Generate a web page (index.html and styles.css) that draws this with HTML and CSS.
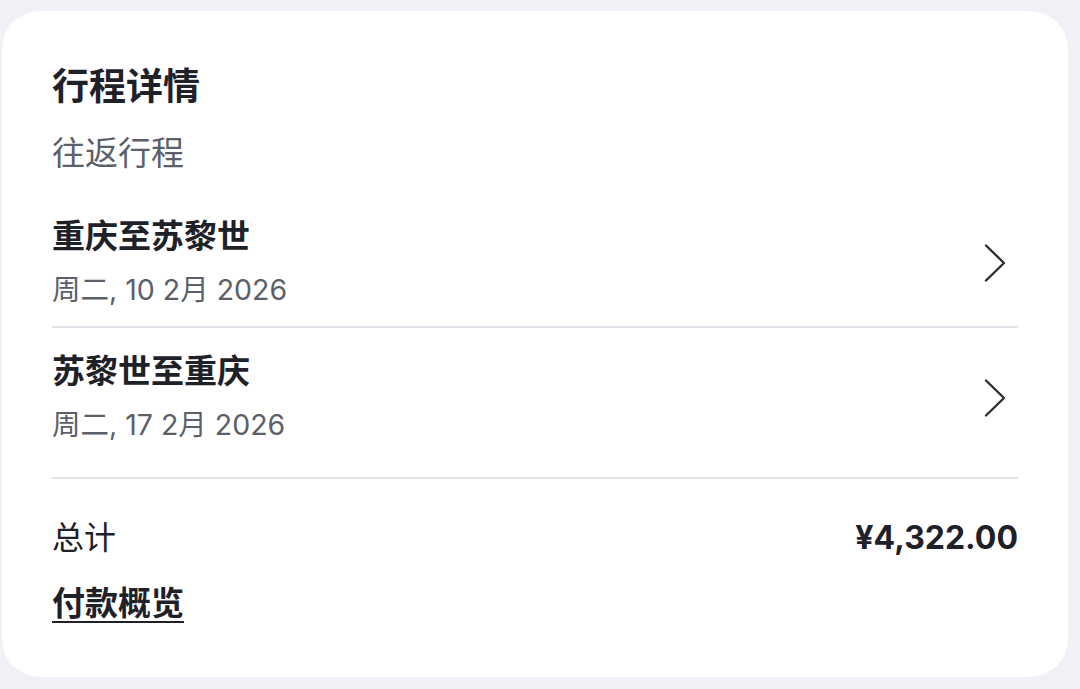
FILE: index.html
```html
<!DOCTYPE html>
<html lang="zh-CN">
<head>
<meta charset="utf-8">
<title>行程详情</title>
<link rel="stylesheet" href="styles.css">
</head>
<body>
<main class="card">
  <h1 class="title">行程详情</h1>
  <p class="subtitle">往返行程</p>
  <section class="trips">
    <a class="trip" href="#">
      <div class="trip-info">
        <div class="trip-route">重庆至苏黎世</div>
        <div class="trip-date">周二, 10 2月 2026</div>
      </div>
      <svg class="chevron" viewBox="0 0 22 38" width="22" height="38" aria-hidden="true"><polyline points="2,1.5 20,19 2,36.5" fill="none" stroke="#2b2e36" stroke-width="2.4" stroke-linecap="round" stroke-linejoin="round"/></svg>
    </a>
    <a class="trip" href="#">
      <div class="trip-info">
        <div class="trip-route">苏黎世至重庆</div>
        <div class="trip-date">周二, 17 2月 2026</div>
      </div>
      <svg class="chevron" viewBox="0 0 22 38" width="22" height="38" aria-hidden="true"><polyline points="2,1.5 20,19 2,36.5" fill="none" stroke="#2b2e36" stroke-width="2.4" stroke-linecap="round" stroke-linejoin="round"/></svg>
    </a>
  </section>
  <section class="summary">
    <div class="total-row">
      <span class="total-label">总计</span>
      <span class="total-amount">¥4,322.00</span>
    </div>
    <a class="pay-link" href="#">付款概览</a>
  </section>
</main>
</body>
</html>
```
FILE: styles.css
```css
html, body {
  margin: 0;
  padding: 0;
  background: #f0f1f6;
}
body {
  font-family: "Inter", "Noto Sans CJK SC", sans-serif;
  color: #1f2129;
  height: 689px;
  overflow: hidden;
}
.card {
  box-sizing: border-box;
  width: 1066px;
  height: 666px;
  margin: 11px 0 0 2px;
  background: #ffffff;
  border-radius: 38px;
  padding: 54px 50px 0 50px;
  display: flex;
  flex-direction: column;
}
.title {
  margin: 0;
  font-size: 37px;
  line-height: 44px;
  font-weight: 700;
  color: #1f2129;
}
.subtitle {
  margin: 22px 0 17px;
  font-size: 33px;
  line-height: 44px;
  font-weight: 400;
  color: #5a5f6a;
}
.trips {
  display: flex;
  flex-direction: column;
  border-bottom: 2px solid #e1e1ea;
  padding-bottom: 16px;
}
.trip {
  display: flex;
  align-items: center;
  justify-content: space-between;
  padding: 24px 0 16px;
  text-decoration: none;
  color: inherit;
}
.trip + .trip {
  border-top: 2px solid #e1e1ea;
  padding-top: 23px;
}
.trip-info {
  display: flex;
  flex-direction: column;
  gap: 14px;
}
.trip-route {
  font-size: 33px;
  line-height: 40px;
  font-weight: 700;
  color: #1f2129;
}
.trip-date {
  font-size: 28.5px;
  line-height: 40px;
  font-weight: 400;
  color: #5a5f6a;
}
.chevron {
  display: block;
  margin-right: 12px;
}
.summary {
  display: flex;
  flex-direction: column;
  align-items: flex-start;
  padding-top: 37px;
}
.total-row {
  align-self: stretch;
  display: flex;
  justify-content: space-between;
  align-items: center;
  height: 44px;
}
.total-label {
  font-size: 32px;
  line-height: 44px;
  font-weight: 400;
}
.total-amount {
  font-size: 32px;
  line-height: 44px;
  font-weight: 700;
}
.pay-link {
  margin-top: 21px;
  font-size: 33px;
  line-height: 44px;
  font-weight: 700;
  color: #1f2129;
  text-decoration: underline;
  text-decoration-thickness: 2px;
  text-underline-offset: 6px;
}
```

WHAT IS REQUIRED | Using the material above, set down every line exactly, but skip the pictures.

REPLY TO THE TASK |
Generate a web page (index.html and styles.css) that draws this with HTML and CSS.
FILE: index.html
```html
<!DOCTYPE html>
<html lang="zh-CN">
<head>
<meta charset="utf-8">
<title>行程详情</title>
<link rel="stylesheet" href="styles.css">
</head>
<body>
<main class="card">
  <h1 class="title">行程详情</h1>
  <p class="subtitle">往返行程</p>
  <section class="trips">
    <a class="trip" href="#">
      <div class="trip-info">
        <div class="trip-route">重庆至苏黎世</div>
        <div class="trip-date">周二, 10 2月 2026</div>
      </div>
      <svg class="chevron" viewBox="0 0 22 38" width="22" height="38" aria-hidden="true"><polyline points="2,1.5 20,19 2,36.5" fill="none" stroke="#2b2e36" stroke-width="2.4" stroke-linecap="round" stroke-linejoin="round"/></svg>
    </a>
    <a class="trip" href="#">
      <div class="trip-info">
        <div class="trip-route">苏黎世至重庆</div>
        <div class="trip-date">周二, 17 2月 2026</div>
      </div>
      <svg class="chevron" viewBox="0 0 22 38" width="22" height="38" aria-hidden="true"><polyline points="2,1.5 20,19 2,36.5" fill="none" stroke="#2b2e36" stroke-width="2.4" stroke-linecap="round" stroke-linejoin="round"/></svg>
    </a>
  </section>
  <section class="summary">
    <div class="total-row">
      <span class="total-label">总计</span>
      <span class="total-amount">¥4,322.00</span>
    </div>
    <a class="pay-link" href="#">付款概览</a>
  </section>
</main>
</body>
</html>
```
FILE: styles.css
```css
html, body {
  margin: 0;
  padding: 0;
  background: #f0f1f6;
}
body {
  font-family: "Inter", "Noto Sans CJK SC", sans-serif;
  color: #1f2129;
  height: 689px;
  overflow: hidden;
}
.card {
  box-sizing: border-box;
  width: 1066px;
  height: 666px;
  margin: 11px 0 0 2px;
  background: #ffffff;
  border-radius: 38px;
  padding: 54px 50px 0 50px;
  display: flex;
  flex-direction: column;
}
.title {
  margin: 0;
  font-size: 37px;
  line-height: 44px;
  font-weight: 700;
  color: #1f2129;
}
.subtitle {
  margin: 22px 0 17px;
  font-size: 33px;
  line-height: 44px;
  font-weight: 400;
  color: #5a5f6a;
}
.trips {
  display: flex;
  flex-direction: column;
  border-bottom: 2px solid #e1e1ea;
  padding-bottom: 16px;
}
.trip {
  display: flex;
  align-items: center;
  justify-content: space-between;
  padding: 24px 0 16px;
  text-decoration: none;
  color: inherit;
}
.trip + .trip {
  border-top: 2px solid #e1e1ea;
  padding-top: 23px;
}
.trip-info {
  display: flex;
  flex-direction: column;
  gap: 14px;
}
.trip-route {
  font-size: 33px;
  line-height: 40px;
  font-weight: 700;
  color: #1f2129;
}
.trip-date {
  font-size: 28.5px;
  line-height: 40px;
  font-weight: 400;
  color: #5a5f6a;
}
.chevron {
  display: block;
  margin-right: 12px;
}
.summary {
  display: flex;
  flex-direction: column;
  align-items: flex-start;
  padding-top: 37px;
}
.total-row {
  align-self: stretch;
  display: flex;
  justify-content: space-between;
  align-items: center;
  height: 44px;
}
.total-label {
  font-size: 32px;
  line-height: 44px;
  font-weight: 400;
}
.total-amount {
  font-size: 32px;
  line-height: 44px;
  font-weight: 700;
}
.pay-link {
  margin-top: 21px;
  font-size: 33px;
  line-height: 44px;
  font-weight: 700;
  color: #1f2129;
  text-decoration: underline;
  text-decoration-thickness: 2px;
  text-underline-offset: 6px;
}
```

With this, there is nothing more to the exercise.